Since the county was entitled to dismissal, George said in a footnote, it was unnecessary for the justices to determine whether the county or the Superior Court—which was not named as a defendant—is the entity responsible for the condition of courthouse property.
The September 1995 shooting of Zelig, a 40-year-old Chatsworth resident, led to calls for improved security at the courthouse, culminating in the installation of metal detectors at all of the building’s entrances not long before the Court of Appeal handed down its ruling.
Under a policy posted at the courthouse, only active duty law enforcement officers and persons who have both a license to carry a weapon and the express written consent of the presiding judge are allowed to bring guns in. Officers may not bring their guns in if they are parties to a case.
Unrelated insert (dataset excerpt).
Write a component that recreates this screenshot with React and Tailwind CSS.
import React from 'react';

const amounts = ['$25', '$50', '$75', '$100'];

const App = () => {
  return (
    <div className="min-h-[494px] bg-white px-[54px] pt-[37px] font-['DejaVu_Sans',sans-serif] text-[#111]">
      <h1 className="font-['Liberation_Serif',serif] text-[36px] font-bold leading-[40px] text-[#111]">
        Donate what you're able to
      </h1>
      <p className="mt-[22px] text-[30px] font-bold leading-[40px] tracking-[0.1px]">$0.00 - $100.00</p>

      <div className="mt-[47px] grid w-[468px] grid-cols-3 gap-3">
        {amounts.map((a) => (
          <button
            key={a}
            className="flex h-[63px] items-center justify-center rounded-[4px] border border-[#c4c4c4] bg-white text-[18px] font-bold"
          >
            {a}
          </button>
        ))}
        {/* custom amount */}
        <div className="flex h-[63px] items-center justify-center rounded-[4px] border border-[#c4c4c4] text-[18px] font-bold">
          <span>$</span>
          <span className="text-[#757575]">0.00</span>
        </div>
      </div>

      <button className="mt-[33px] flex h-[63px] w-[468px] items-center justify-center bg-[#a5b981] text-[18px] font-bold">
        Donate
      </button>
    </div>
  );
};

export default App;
Zelig was killed in a courthouse hallway in front of her 6-year-old daughter en route to a courtroom for a hearing over child and spousal support. Her ex-husband, a Woodland Hills physician who was 48 years old at the time, fired one shot from a .38-caliber pistol into her chest.
Harry Zelig, who claimed his ex-wife’s constant demands for support drove him to shoot her, was convicted in 1997 of first-degree murder and sentenced to 29 years to life in prison.
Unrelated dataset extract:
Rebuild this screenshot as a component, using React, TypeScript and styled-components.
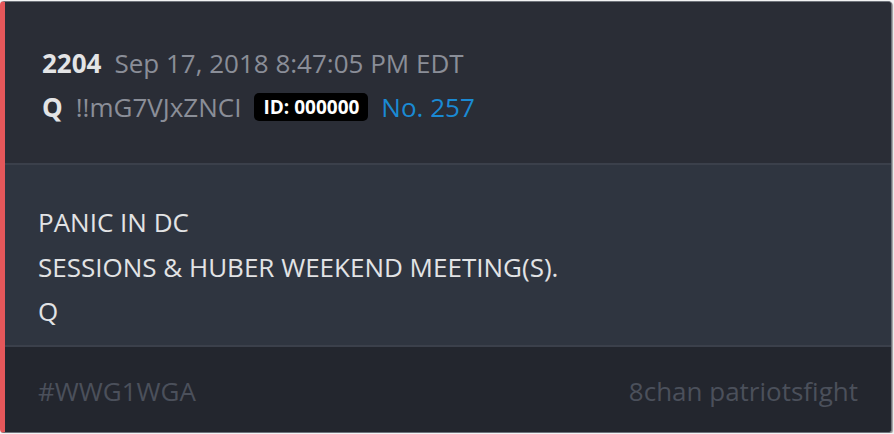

The complaint filed on behalf of the children by their maternal grandparents alleged that Eileen Zelig had called the bailiff on three occasions prior to scheduled court appearances to say that she was afraid of her ex-husband, had obtained restraining orders requiring him to divest himself of his firearms, and had provided the court with letters and recordings of telephone calls in which he had threatened to kill her.
The pleading asserted that the county should have installed metal detectors or undertaken other measures to prevent the bringing of weapons into the courthouse.
The county, the plaintiffs said was on notice of the potential danger caused by firearm possession in the courthouse, the often-violent emotions surrounding family law cases in general, and the particular threat posed to Eileen Zelig by her former husband.
But decisions on how to police courthouses, like policing decisions in general, belong to the political branches rather than the judiciary, George said yesterday, rejecting the Court of Appeal’s conclusion that there is a special duty owed to litigants exercising their constitutional right of access to courts.
The Court of Appeal based that conclusion, in part, on Zuniga v. Housing Authority (1995) 41 Cal.App.4th 82, which allowed a suit against the City of Los Angeles Housing Authority for failing to protect the victims of an arson fire allegedly set by drug dealers as an act of revenge for complaints about their activities.
The chief justice questioned whether Zuniga was correctly decided, saying there did not appear to be a causal connection the fire and any neglect of duty on the part of the authority.
A special duty might have existed there because of the landlord-tenant relationship, George said,. But the relationship between county and litigant is not of the same degree, he reasoned.
The case was argued in the high court by Edward M. Medvene of Talcott, Lightfoot, Vandevelde, Sadowsky, Medvene & Levine for the plaintiffs and Steven J. Renick of Manning & Marder Kass, Ellrod, Ramirez for the county. Amicus briefs supporting the Zeligs were filed on behalf of the California Women’s Law Center, the Women Lawyers Association of Los Angeles, and other anti-domestic violence groups as well as by Consumer Attorneys of California.
Support for the county’s position came from Attorney General Bill Lockyer, the California State Association of Counties, 115 cities, and the Civil Justice Association of California.
The case is Zeling v. County of Los Angeles, 02 S.O.S. 2400.